Some key events have happened since the LNG export mania
- carbon tax
- protests over fracking (CSG more than shale) and tighter regulation
- industry requests for guaranteed low cost supply
- emergency pipeline construction to a beleaguered mining firm.

Billions of dollars of carbon tax revenue were to be used to replace older coal fired generation with combined cycle gas, the so-called 'contracts for closure'. Fears of gas price escalation have largely nixed that. Power companies and nitrogen fertiliser makers (including Dow) have lobbied for preferential supply below the LNG equivalent price. Just recently a company in the Northern Territory that processes bauxite into alumina has pleaded to build a 500km gas pipe to its remote plant. That gas originates in offshore WA and was already contracted so the NT government released some its share to preserve jobs.

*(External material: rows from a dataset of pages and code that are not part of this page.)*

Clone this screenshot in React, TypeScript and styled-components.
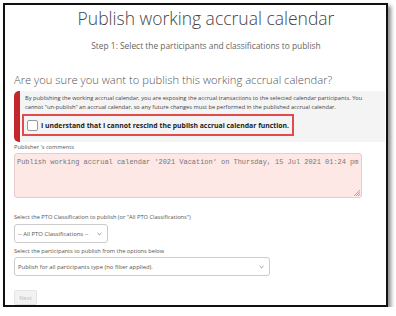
import React from "react";
import styled, { createGlobalStyle } from "styled-components";

const Global = createGlobalStyle`
  html, body { margin: 0; padding: 0; background: #fff; }
  body { font-family: "Open Sans", "Noto Sans", sans-serif; color: #333; }
  * { box-sizing: border-box; }
`;

const Frame = styled.div`
  margin: 3px 0 0 3px;
  width: 385px;
  height: 304px;
  border: 2px solid #111;
  box-shadow: 3px 3px 4px rgba(0, 0, 0, 0.45);
  overflow: hidden;
  padding: 0 1px 0 9px;
  display: flex;
  flex-direction: column;
`;

const Header = styled.header`
  padding-left: 13px;
  text-align: center;
`;

const Title = styled.h1`
  margin: 1px 0 0;
  font-weight: 300;
  font-size: 17.5px;
  line-height: 24px;
  color: #444;
  white-space: nowrap;
`;

const Subtitle = styled.div`
  margin-top: 10px;
  font-size: 8.4px;
  line-height: 12px;
  color: #666;
  white-space: nowrap;
`;

const Question = styled.div`
  margin-top: 21px;
  font-size: 11.2px;
  font-weight: 300;
  line-height: 14px;
  color: #555;
  white-space: nowrap;
`;

const Alert = styled.div`
  margin-top: 4px;
  background: #f4f4f4;
  border-left: 6px solid #c3272b;
  border-radius: 5px 0 0 5px;
  padding: 3px 4px 6px 5px;
`;

const AlertText = styled.p`
  margin: 0;
  font-size: 5.7px;
  line-height: 8.5px;
  color: #444;
`;

const ConfirmBox = styled.label`
  margin: 3px 0 0 -3px;
  height: 22px;
  width: 272px;
  display: flex;
  align-items: center;
  gap: 3px;
  border: 2px solid #e24b4b;
  padding: 0 3px;
  font-size: 6.85px;
  font-weight: 700;
  color: #222;
  white-space: nowrap;
`;

const Check = styled.span`
  width: 11px;
  height: 11px;
  border: 1px solid #999;
  border-radius: 2px;
  background: #fff;
  flex: none;
`;

const Label = styled.div<{ $mt: number }>`
  font-size: 5.7px;
  line-height: 8px;
  color: #555;
  margin-top: ${(p) => p.$mt}px;
  white-space: nowrap;
`;

const Comments = styled.div`
  margin-top: 2px;
  width: 348px;
  height: 45px;
  flex: none;
  background: #fde8e6;
  border: 1px solid #e6cccc;
  border-radius: 3px;
  padding: 4px 2px;
  font-family: "Liberation Mono", "DejaVu Sans Mono", monospace;
  font-size: 6.95px;
  line-height: 9px;
  color: #777;
  position: relative;
  white-space: nowrap;
`;

const Grip = styled.svg`
  position: absolute;
  right: 1px;
  bottom: 1px;
`;

const Select = styled.div<{ $w: number; $mt: number }>`
  margin-top: ${(p) => p.$mt}px;
  width: ${(p) => p.$w}px;
  height: 19px;
  flex: none;
  border: 1px solid #ccc;
  border-radius: 3px;
  display: flex;
  align-items: center;
  justify-content: space-between;
  padding: 0 5px 0 3px;
  font-size: 5.9px;
  color: #555;
  background: #fff;
  white-space: nowrap;
`;

const Chevron = styled.svg`
  flex: none;
`;

const NextButton = styled.button`
  margin-top: 14px;
  align-self: flex-start;
  width: 23px;
  height: 16px;
  padding: 0;
  border: 1px solid #e4e4e4;
  border-radius: 2px;
  background: #f2f2f2;
  color: #bbb;
  font-family: inherit;
  font-size: 5.8px;
`;

const Chev = () => (
  <Chevron width="5" height="4" viewBox="0 0 5 4">
    <path d="M0.6 1 L2.5 2.8 L4.4 1" fill="none" stroke="#777" strokeWidth="0.8" />
  </Chevron>
);

export default function App() {
  return (
    <>
      <Global />
      <Frame>
        <Header>
          <Title>Publish working accrual calendar</Title>
          <Subtitle>Step 1: Select the participants and classifications to publish</Subtitle>
        </Header>
        <Question>Are you sure you want to publish this working accrual calendar?</Question>
        <Alert>
          <AlertText>
            By publishing the working accrual calendar, you are exposing the accrual transactions to the selected calendar participants. You
            cannot "un-publish" an accrual calendar, so any future changes must be performed in the published accrual calendar.
          </AlertText>
          <ConfirmBox>
            <Check />
            I understand that I cannot rescind the publish accrual calendar function.
          </ConfirmBox>
        </Alert>
        <Label $mt={1}>Publisher 's comments</Label>
        <Comments>
          Publish working accrual calendar '2021 Vacation' on Thursday, 15 Jul 2021 01:24 pm
          <Grip width="6" height="6" viewBox="0 0 6 6">
            <path d="M6 0 L0 6 M6 2 L2 6 M6 4 L4 6" stroke="#999" strokeWidth="0.8" />
          </Grip>
        </Comments>
        <Label $mt={15}>Select the PTO Classification to publish (or "All PTO Classifications")</Label>
        <Select $w={94} $mt={3}>
          -- All PTO Classifications --
          <Chev />
        </Select>
        <Label $mt={4}>Select the participants to publish from the options below</Label>
        <Select $w={256} $mt={2}>
          Publish for all participants type (no filter applied).
          <Chev />
        </Select>
        <NextButton disabled>Next</NextButton>
      </Frame>
    </>
  );
}
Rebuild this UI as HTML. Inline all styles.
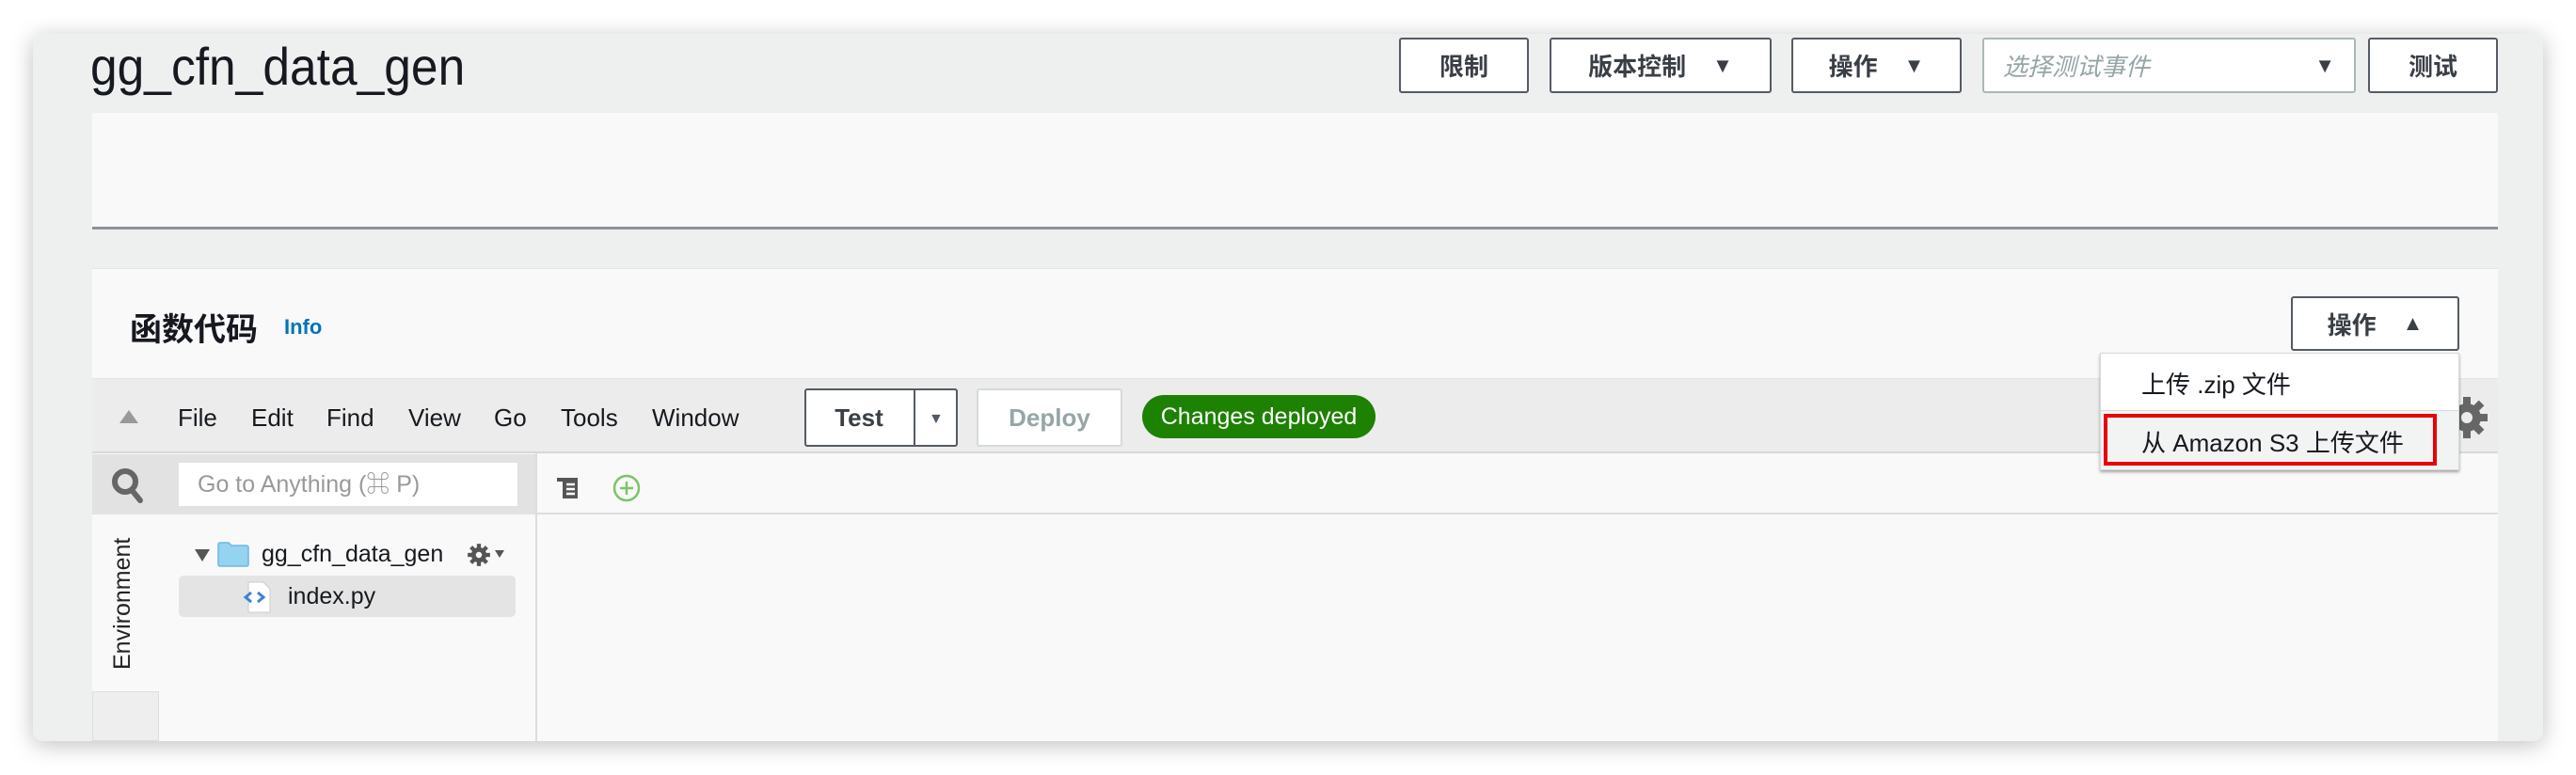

The heavy hitters are holding a conference in April to discuss this. However the Federal government has said it won't intervene. East coast LNG exports start late 2014. I suggest there is another price shock waiting for domestic gas, namely a major shift to CNG as a diesel substitute. It all says save plenty for later.

Thanks a lot for this, and waiting for the coming analysis.

Another piece of propaganda hot off the press :
http://www.pwc.com/gx/en/oil-gas-energy/publications/shale-oil-changes-e...

Relayed by the Frankfurter Allgemeine Zeitung (amongst many others) :
http://www.faz.net/aktuell/wirtschaft/wirtschaftspolitik/fracking-schief...

If Art was even remotely correct with posts like this it would be pretty easy to make a fortune on the futures market, where long term contracts are expecting gas in the 4.5-5 range.

It seems pretty clear to everyone (except Art and some diehards) that there is quite a bit of gas to be had in that price range.

Perhaps Art doesn't consider 4.50 gas to be cheap. But the reality is gas is still cheap at that price. People have perhaps forgotten what expensive gas looks like. Ask the Euros, ask the Japanese. We won't see prices like those for quite some time, perhaps 3 decades or more.